3. God Uses His Church in Hard Places.
We serve a good and sovereign God. He is able to save people through online sermons and radio programs. He works wonders when His people are faithful to proclaim His gospel, even at a distance. But God’s primary means of working in any locality is to establish His people there. He moves in the hearts of His people to plant us exactly where He wants us to be, and then He saves people through our proclamation of the gospel. From the beginning, God’s plan was that His people would be a light to the nations. Nothing has changed. So, while your Christ honoring Facebook post might be used by the Lord to do His work (and I’ve been shocked to see how much He uses social media and the internet!), the comfort of screen distance is not the normal means that the Lord uses to reach people. With the rise of technology and the distance it brings, the local church, in all of its eclectic beauty, shines as an even brighter light in the dark world.

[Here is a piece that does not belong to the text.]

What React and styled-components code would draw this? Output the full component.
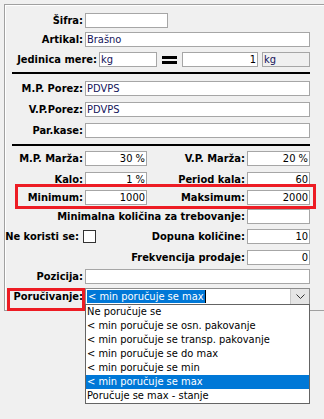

God’s Strength Made Perfect in Our Weakness
We don’t have to be tough to go where the Lord is calling us. I promise, I have more in common with Ms. Frizzle than I do with Xena: Warrior Princess. Praise God that He doesn’t need me to be strong. In His upside-down kingdom, our weakness displays His strength. We can follow Jesus into things that are hard. We can walk toward people who are easier to run away from. Then we can stand back in amazement, because the Lord Jesus delights to do His work in exactly these places.